Begner: I originally started the ponytail for practical reasons … then the full beard and all became my trademark. In 1972, when I applied to go to law school, I was a hippie and had a hard time getting admitted. … I showed up for interviews in a leather sportscoat, vest, a bowtie (laughing). When I graduated from law school, the code was that lawyers can’t win trials with facial hair, ponytails or bowties. Wrong!

Illustrative cases are stacked in boxes around Alan Begner’s desk.

Jaffe: How did you fall into the First Amendment type of practice?
Begner: I paid my dues starving for a few years taking any kind of case. In 1982, I was appointed to represent a Communist revolutionary who took over a general’s office at Fort McPherson and declared he had taken over to protest the planning of World War III. I got an acquittal! My mother started crying when I told her I had taken the case. “What have you done? You’ll ruin your career!” From there, I went on to represent civil rights leader Hosea Williams, the Klan, civil disobedients and protesters of all kinds, strip clubs, accused racketeers, Gypsies and video machine gambling cases.

Jaffe: What makes Atlanta unique in naughty businesses?
Begner: Our adult clubs are famous for allowing nude dancing and alcohol service. It is not easy to get a license. They are very valuable. Many cities and counties are constantly changing the rules. We have gone from 45 to less than 30 clubs. They continuously struggle against government overreach. Nude dancing is protected expression as long as the participants are over 18, so some local governments take away the alcohol.
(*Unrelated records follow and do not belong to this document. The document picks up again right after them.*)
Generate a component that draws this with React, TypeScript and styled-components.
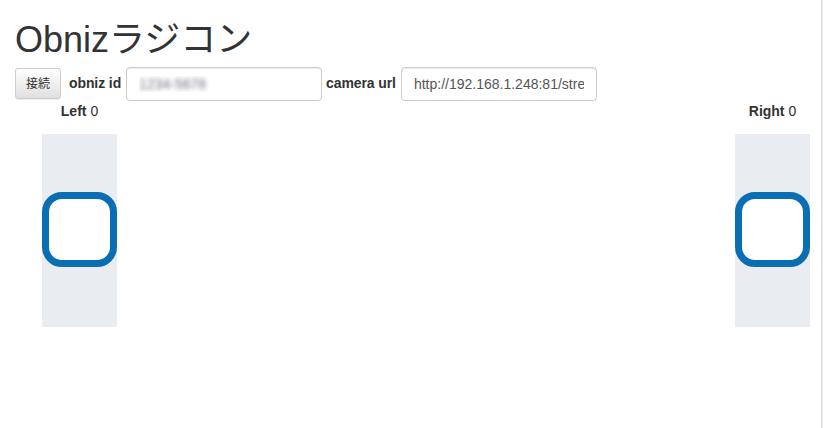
import * as React from 'react';
import styled, { createGlobalStyle } from 'styled-components';

const GlobalStyle = createGlobalStyle`
  html, body {
    margin: 0;
    padding: 0;
    background: #fff;
  }
  body {
    font-family: "Liberation Sans", Arial, "Noto Sans CJK JP", sans-serif;
    font-size: 14px;
    line-height: 1.42857;
    color: #333;
  }
  * {
    box-sizing: border-box;
  }
`;

const Page = styled.div`
  display: flow-root;
  width: 823px;
  min-height: 428px;
  border-right: 2px solid #e3e3e3;
`;

const Container = styled.div`
  padding: 0 15px;
`;

const Title = styled.h1`
  margin: 20px 0 7px;
  font-size: 36px;
  font-weight: 400;
  line-height: 1.1;
  font-family: "Liberation Sans", Arial, "Noto Sans CJK JP", sans-serif;
  color: #333;
`;

const Form = styled.div`
  display: flex;
  align-items: center;
`;

const Button = styled.button`
  height: 31px;
  padding: 5px 10px;
  font-size: 12px;
  line-height: 1.5;
  font-family: "Liberation Sans", "Noto Sans CJK JP", sans-serif;
  color: #333;
  border: 1px solid #ccc;
  border-radius: 3px;
  background: linear-gradient(to bottom, #fff 0, #e0e0e0 100%);
  box-shadow: inset 0 1px 0 rgba(255, 255, 255, 0.15), 0 1px 1px rgba(0, 0, 0, 0.075);
  margin-right: 8px;
`;

const Label = styled.label`
  font-weight: 700;
  letter-spacing: -0.1px;
  margin-right: 5px;
`;

const Input = styled.input<{ $hidden?: boolean }>`
  width: 196px;
  height: 34px;
  padding: 6px 12px;
  font-size: 14px;
  font-family: "Liberation Sans", Arial, sans-serif;
  color: ${(p) => (p.$hidden ? 'transparent' : '#555')};
  text-shadow: ${(p) => (p.$hidden ? '0 0 4px rgba(60, 60, 80, 0.7)' : 'none')};
  border: 1px solid #ccc;
  border-radius: 4px;
  box-shadow: inset 0 1px 1px rgba(0, 0, 0, 0.075);
  background: #fff;
  margin-right: 4px;
  outline: none;
`;

const Controls = styled.div`
  display: flex;
  justify-content: space-between;
  padding: 0 11px 0 42px;
`;

const Stick = styled.div`
  display: flex;
  flex-direction: column;
  align-items: center;
  width: 75px;
`;

const StickLabel = styled.div`
  height: 20px;
  line-height: 20px;
  white-space: nowrap;
  margin-bottom: 13px;

  b {
    font-weight: 700;
  }
`;

const Track = styled.div`
  width: 75px;
  height: 193px;
  background: #e9ecf1;
  display: flex;
  align-items: center;
  justify-content: center;
`;

const Thumb = styled.div`
  width: 75px;
  height: 75px;
  margin-top: -2px;
  border: 7px solid #0a6eb4;
  border-radius: 20px;
  background: #fff;
`;

function Slider({ name, value }: { name: string; value: number }) {
  return (
    <Stick>
      <StickLabel>
        <b>{name}</b> {value}
      </StickLabel>
      <Track>
        <Thumb />
      </Track>
    </Stick>
  );
}

export default function App() {
  return (
    <Page>
      <GlobalStyle />
      <Container>
        <Title>Obnizラジコン</Title>
        <Form>
          <Button>接続</Button>
          <Label>obniz id</Label>
          <Input $hidden defaultValue="1234-5678" />
          <Label>camera url</Label>
          <Input defaultValue="http://192.168.1.248:81/stream" />
        </Form>
      </Container>
      <Controls>
        <Slider name="Left" value={0} />
        <Slider name="Right" value={0} />
      </Controls>
    </Page>
  );
}
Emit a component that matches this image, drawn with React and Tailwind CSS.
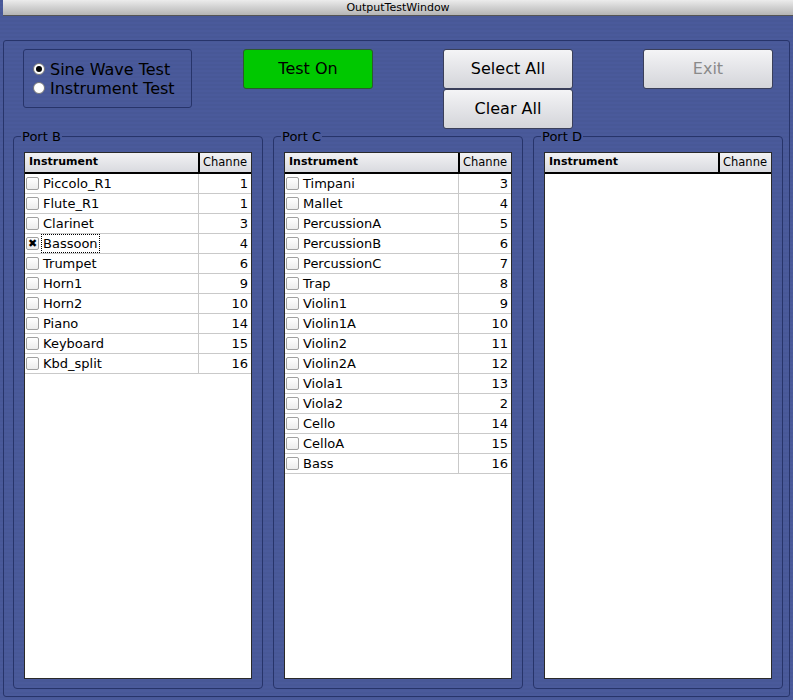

Jaffe: Describe an example of government overreach that you fought.
Begner: In 2008, the city of Atlanta enacted an ordinance that prohibited dancers in adult clubs from working until they turned 21 (vs. 18). The Georgia Supreme Court struck the law in 2009, ruling the state law allowed dancers to work at 18. As a result, hundreds of young adults went back to work.

Jaffe: Your wife, Cory, is your law partner. How does that work?
Begner: She was an English major in college and graduated from Georgia State Law School. She does the research, drafts the pleadings and writes the briefs. We talk about the issues and challenges to the laws. I usually do the oral arguments. We have been together since 10th grade and married 46 years.

Jaffe: What’s your most unusual case?
Begner: A customer sued my client, the Gold Club, alleging that the club had employed a dancer who was a vampire. The dancer had bitten him, and it had destroyed his marriage. The jury could not stop laughing.

Avid art collector Alan Begner has this original Anke in his conference room.

Jaffe: Talking to you, I feel that you explain complicated things very plainly and that you appear to be mild and gentle despite the subject matter. Is this the key to your success?
Begner: I’d say the key is being prepared and pinpointing the one unique thing that may convince the judge or jury to decide the case my way. I call it “knowing what facts will be controlling.” I’m not a flashy performer. I like to stand behind a podium, while some other lawyers prance and meander about the courtroom.

Jaffe: You are writing a book to tell all?
Begner: It’s a novel based upon a true story about the confluence of three events in Atlanta in 1985 and 1986: the conviction of Wayne Williams in the “missing and murdered children” cases, which allowed Atlanta to reclaim its reputation as a good place for families to visit; a very famous murder trial in 1987 featuring the Gambino crime family (I defended the alleged Gambino defendant); and how the murder case prosecutor tried to link Atlanta’s adult stores with the murders.

Jaffe: Do you ever relax?
Begner: Years ago, I worked 60 hours a week. … Now down to 40 or less. Cory and I collect American folk art and American Indian pottery. I collect old wooden 12-inch rulers. The bottom line is I have been fortunate to defend common folks against government overreaching and to have Cory stand with me in this fight. My mother didn’t need to worry about ruining my career.